EXERCISE OBJECTIVE: Extract the full listing below without altering a single character.

INFORMATION SHOWN:

>> BEGIN

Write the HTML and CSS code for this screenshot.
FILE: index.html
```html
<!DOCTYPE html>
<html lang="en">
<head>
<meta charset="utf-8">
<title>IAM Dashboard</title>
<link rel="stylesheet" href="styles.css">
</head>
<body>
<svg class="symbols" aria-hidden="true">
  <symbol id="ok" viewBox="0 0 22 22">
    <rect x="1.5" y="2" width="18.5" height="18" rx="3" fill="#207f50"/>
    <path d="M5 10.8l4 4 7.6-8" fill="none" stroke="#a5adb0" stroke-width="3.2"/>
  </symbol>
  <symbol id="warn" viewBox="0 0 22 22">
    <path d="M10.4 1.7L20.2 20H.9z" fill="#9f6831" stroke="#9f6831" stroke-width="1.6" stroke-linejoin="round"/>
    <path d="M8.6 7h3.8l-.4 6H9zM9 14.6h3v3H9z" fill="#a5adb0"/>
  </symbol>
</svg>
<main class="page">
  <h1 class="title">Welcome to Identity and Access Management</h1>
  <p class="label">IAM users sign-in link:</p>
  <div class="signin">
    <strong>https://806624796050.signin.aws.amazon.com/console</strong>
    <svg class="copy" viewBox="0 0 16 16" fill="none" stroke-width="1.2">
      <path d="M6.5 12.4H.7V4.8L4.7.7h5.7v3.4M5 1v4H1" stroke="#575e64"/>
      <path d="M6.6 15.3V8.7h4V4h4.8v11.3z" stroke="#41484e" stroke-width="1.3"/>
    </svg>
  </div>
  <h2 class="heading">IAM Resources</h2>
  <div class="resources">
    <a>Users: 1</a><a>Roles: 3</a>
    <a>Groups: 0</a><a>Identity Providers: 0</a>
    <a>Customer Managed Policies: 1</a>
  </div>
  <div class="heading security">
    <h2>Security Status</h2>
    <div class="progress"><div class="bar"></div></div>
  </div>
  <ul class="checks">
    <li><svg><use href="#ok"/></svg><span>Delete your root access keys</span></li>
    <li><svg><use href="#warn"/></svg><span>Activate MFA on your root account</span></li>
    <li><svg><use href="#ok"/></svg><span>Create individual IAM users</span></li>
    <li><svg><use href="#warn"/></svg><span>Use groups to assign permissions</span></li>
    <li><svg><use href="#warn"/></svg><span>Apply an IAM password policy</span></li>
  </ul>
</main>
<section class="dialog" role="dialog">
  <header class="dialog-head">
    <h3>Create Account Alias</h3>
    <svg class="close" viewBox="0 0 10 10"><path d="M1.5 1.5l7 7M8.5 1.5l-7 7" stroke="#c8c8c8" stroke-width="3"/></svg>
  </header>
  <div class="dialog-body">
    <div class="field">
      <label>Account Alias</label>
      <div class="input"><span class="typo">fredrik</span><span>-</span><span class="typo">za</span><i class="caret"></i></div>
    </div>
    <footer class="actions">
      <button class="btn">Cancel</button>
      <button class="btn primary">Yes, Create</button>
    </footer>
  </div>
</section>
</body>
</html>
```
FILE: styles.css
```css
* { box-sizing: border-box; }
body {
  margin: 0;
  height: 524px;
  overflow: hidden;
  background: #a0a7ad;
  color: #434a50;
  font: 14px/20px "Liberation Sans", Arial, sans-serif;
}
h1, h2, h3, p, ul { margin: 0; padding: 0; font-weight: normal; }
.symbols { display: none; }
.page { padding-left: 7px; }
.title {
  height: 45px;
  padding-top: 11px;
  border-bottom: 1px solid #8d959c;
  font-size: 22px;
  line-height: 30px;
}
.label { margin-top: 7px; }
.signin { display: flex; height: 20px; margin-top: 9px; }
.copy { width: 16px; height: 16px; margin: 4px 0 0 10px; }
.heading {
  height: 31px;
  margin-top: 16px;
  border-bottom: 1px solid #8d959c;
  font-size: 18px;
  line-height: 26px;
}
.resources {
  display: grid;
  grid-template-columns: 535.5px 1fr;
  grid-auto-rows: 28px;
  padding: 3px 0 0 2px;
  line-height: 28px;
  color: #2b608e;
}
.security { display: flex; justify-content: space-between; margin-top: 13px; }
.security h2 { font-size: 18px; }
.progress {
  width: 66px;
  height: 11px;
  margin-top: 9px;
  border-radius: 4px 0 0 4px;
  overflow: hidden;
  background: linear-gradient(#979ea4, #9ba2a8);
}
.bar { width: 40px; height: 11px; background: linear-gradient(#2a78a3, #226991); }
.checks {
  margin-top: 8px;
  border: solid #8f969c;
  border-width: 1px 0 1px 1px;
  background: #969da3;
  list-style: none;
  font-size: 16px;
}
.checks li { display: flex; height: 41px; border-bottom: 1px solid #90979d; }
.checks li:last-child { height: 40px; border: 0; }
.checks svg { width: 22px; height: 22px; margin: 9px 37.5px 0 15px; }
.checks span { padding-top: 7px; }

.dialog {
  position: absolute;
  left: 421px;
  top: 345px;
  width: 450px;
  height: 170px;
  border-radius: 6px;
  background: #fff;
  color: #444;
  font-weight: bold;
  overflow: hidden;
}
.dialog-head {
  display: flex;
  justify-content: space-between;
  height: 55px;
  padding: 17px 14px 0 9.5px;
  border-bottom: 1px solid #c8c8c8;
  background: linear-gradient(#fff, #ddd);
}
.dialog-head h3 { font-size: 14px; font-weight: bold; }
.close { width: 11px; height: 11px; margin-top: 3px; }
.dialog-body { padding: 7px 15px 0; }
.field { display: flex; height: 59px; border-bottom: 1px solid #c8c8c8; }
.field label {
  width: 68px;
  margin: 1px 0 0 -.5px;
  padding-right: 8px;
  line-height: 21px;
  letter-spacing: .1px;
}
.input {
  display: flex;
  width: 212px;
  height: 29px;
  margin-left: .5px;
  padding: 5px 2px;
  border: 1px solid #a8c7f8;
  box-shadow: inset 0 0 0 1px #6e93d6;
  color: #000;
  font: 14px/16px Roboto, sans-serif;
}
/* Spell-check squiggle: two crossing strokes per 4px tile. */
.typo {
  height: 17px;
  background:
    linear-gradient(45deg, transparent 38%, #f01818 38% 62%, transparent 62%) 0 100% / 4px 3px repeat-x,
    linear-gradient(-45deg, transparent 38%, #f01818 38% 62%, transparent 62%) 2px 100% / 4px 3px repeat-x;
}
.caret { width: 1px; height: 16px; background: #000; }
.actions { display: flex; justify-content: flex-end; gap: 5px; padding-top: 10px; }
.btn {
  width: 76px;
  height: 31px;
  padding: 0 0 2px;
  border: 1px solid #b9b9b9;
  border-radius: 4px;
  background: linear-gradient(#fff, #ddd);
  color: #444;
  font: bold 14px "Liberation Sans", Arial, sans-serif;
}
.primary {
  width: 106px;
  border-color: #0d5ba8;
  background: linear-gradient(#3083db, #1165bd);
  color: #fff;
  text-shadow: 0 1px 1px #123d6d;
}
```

>> END

ANSWER FOR THIS EXERCISE:
Write the HTML and CSS code for this screenshot.
FILE: index.html
```html
<!DOCTYPE html>
<html lang="en">
<head>
<meta charset="utf-8">
<title>IAM Dashboard</title>
<link rel="stylesheet" href="styles.css">
</head>
<body>
<svg class="symbols" aria-hidden="true">
  <symbol id="ok" viewBox="0 0 22 22">
    <rect x="1.5" y="2" width="18.5" height="18" rx="3" fill="#207f50"/>
    <path d="M5 10.8l4 4 7.6-8" fill="none" stroke="#a5adb0" stroke-width="3.2"/>
  </symbol>
  <symbol id="warn" viewBox="0 0 22 22">
    <path d="M10.4 1.7L20.2 20H.9z" fill="#9f6831" stroke="#9f6831" stroke-width="1.6" stroke-linejoin="round"/>
    <path d="M8.6 7h3.8l-.4 6H9zM9 14.6h3v3H9z" fill="#a5adb0"/>
  </symbol>
</svg>
<main class="page">
  <h1 class="title">Welcome to Identity and Access Management</h1>
  <p class="label">IAM users sign-in link:</p>
  <div class="signin">
    <strong>https://806624796050.signin.aws.amazon.com/console</strong>
    <svg class="copy" viewBox="0 0 16 16" fill="none" stroke-width="1.2">
      <path d="M6.5 12.4H.7V4.8L4.7.7h5.7v3.4M5 1v4H1" stroke="#575e64"/>
      <path d="M6.6 15.3V8.7h4V4h4.8v11.3z" stroke="#41484e" stroke-width="1.3"/>
    </svg>
  </div>
  <h2 class="heading">IAM Resources</h2>
  <div class="resources">
    <a>Users: 1</a><a>Roles: 3</a>
    <a>Groups: 0</a><a>Identity Providers: 0</a>
    <a>Customer Managed Policies: 1</a>
  </div>
  <div class="heading security">
    <h2>Security Status</h2>
    <div class="progress"><div class="bar"></div></div>
  </div>
  <ul class="checks">
    <li><svg><use href="#ok"/></svg><span>Delete your root access keys</span></li>
    <li><svg><use href="#warn"/></svg><span>Activate MFA on your root account</span></li>
    <li><svg><use href="#ok"/></svg><span>Create individual IAM users</span></li>
    <li><svg><use href="#warn"/></svg><span>Use groups to assign permissions</span></li>
    <li><svg><use href="#warn"/></svg><span>Apply an IAM password policy</span></li>
  </ul>
</main>
<section class="dialog" role="dialog">
  <header class="dialog-head">
    <h3>Create Account Alias</h3>
    <svg class="close" viewBox="0 0 10 10"><path d="M1.5 1.5l7 7M8.5 1.5l-7 7" stroke="#c8c8c8" stroke-width="3"/></svg>
  </header>
  <div class="dialog-body">
    <div class="field">
      <label>Account Alias</label>
      <div class="input"><span class="typo">fredrik</span><span>-</span><span class="typo">za</span><i class="caret"></i></div>
    </div>
    <footer class="actions">
      <button class="btn">Cancel</button>
      <button class="btn primary">Yes, Create</button>
    </footer>
  </div>
</section>
</body>
</html>
```
FILE: styles.css
```css
* { box-sizing: border-box; }
body {
  margin: 0;
  height: 524px;
  overflow: hidden;
  background: #a0a7ad;
  color: #434a50;
  font: 14px/20px "Liberation Sans", Arial, sans-serif;
}
h1, h2, h3, p, ul { margin: 0; padding: 0; font-weight: normal; }
.symbols { display: none; }
.page { padding-left: 7px; }
.title {
  height: 45px;
  padding-top: 11px;
  border-bottom: 1px solid #8d959c;
  font-size: 22px;
  line-height: 30px;
}
.label { margin-top: 7px; }
.signin { display: flex; height: 20px; margin-top: 9px; }
.copy { width: 16px; height: 16px; margin: 4px 0 0 10px; }
.heading {
  height: 31px;
  margin-top: 16px;
  border-bottom: 1px solid #8d959c;
  font-size: 18px;
  line-height: 26px;
}
.resources {
  display: grid;
  grid-template-columns: 535.5px 1fr;
  grid-auto-rows: 28px;
  padding: 3px 0 0 2px;
  line-height: 28px;
  color: #2b608e;
}
.security { display: flex; justify-content: space-between; margin-top: 13px; }
.security h2 { font-size: 18px; }
.progress {
  width: 66px;
  height: 11px;
  margin-top: 9px;
  border-radius: 4px 0 0 4px;
  overflow: hidden;
  background: linear-gradient(#979ea4, #9ba2a8);
}
.bar { width: 40px; height: 11px; background: linear-gradient(#2a78a3, #226991); }
.checks {
  margin-top: 8px;
  border: solid #8f969c;
  border-width: 1px 0 1px 1px;
  background: #969da3;
  list-style: none;
  font-size: 16px;
}
.checks li { display: flex; height: 41px; border-bottom: 1px solid #90979d; }
.checks li:last-child { height: 40px; border: 0; }
.checks svg { width: 22px; height: 22px; margin: 9px 37.5px 0 15px; }
.checks span { padding-top: 7px; }

.dialog {
  position: absolute;
  left: 421px;
  top: 345px;
  width: 450px;
  height: 170px;
  border-radius: 6px;
  background: #fff;
  color: #444;
  font-weight: bold;
  overflow: hidden;
}
.dialog-head {
  display: flex;
  justify-content: space-between;
  height: 55px;
  padding: 17px 14px 0 9.5px;
  border-bottom: 1px solid #c8c8c8;
  background: linear-gradient(#fff, #ddd);
}
.dialog-head h3 { font-size: 14px; font-weight: bold; }
.close { width: 11px; height: 11px; margin-top: 3px; }
.dialog-body { padding: 7px 15px 0; }
.field { display: flex; height: 59px; border-bottom: 1px solid #c8c8c8; }
.field label {
  width: 68px;
  margin: 1px 0 0 -.5px;
  padding-right: 8px;
  line-height: 21px;
  letter-spacing: .1px;
}
.input {
  display: flex;
  width: 212px;
  height: 29px;
  margin-left: .5px;
  padding: 5px 2px;
  border: 1px solid #a8c7f8;
  box-shadow: inset 0 0 0 1px #6e93d6;
  color: #000;
  font: 14px/16px Roboto, sans-serif;
}
/* Spell-check squiggle: two crossing strokes per 4px tile. */
.typo {
  height: 17px;
  background:
    linear-gradient(45deg, transparent 38%, #f01818 38% 62%, transparent 62%) 0 100% / 4px 3px repeat-x,
    linear-gradient(-45deg, transparent 38%, #f01818 38% 62%, transparent 62%) 2px 100% / 4px 3px repeat-x;
}
.caret { width: 1px; height: 16px; background: #000; }
.actions { display: flex; justify-content: flex-end; gap: 5px; padding-top: 10px; }
.btn {
  width: 76px;
  height: 31px;
  padding: 0 0 2px;
  border: 1px solid #b9b9b9;
  border-radius: 4px;
  background: linear-gradient(#fff, #ddd);
  color: #444;
  font: bold 14px "Liberation Sans", Arial, sans-serif;
}
.primary {
  width: 106px;
  border-color: #0d5ba8;
  background: linear-gradient(#3083db, #1165bd);
  color: #fff;
  text-shadow: 0 1px 1px #123d6d;
}
```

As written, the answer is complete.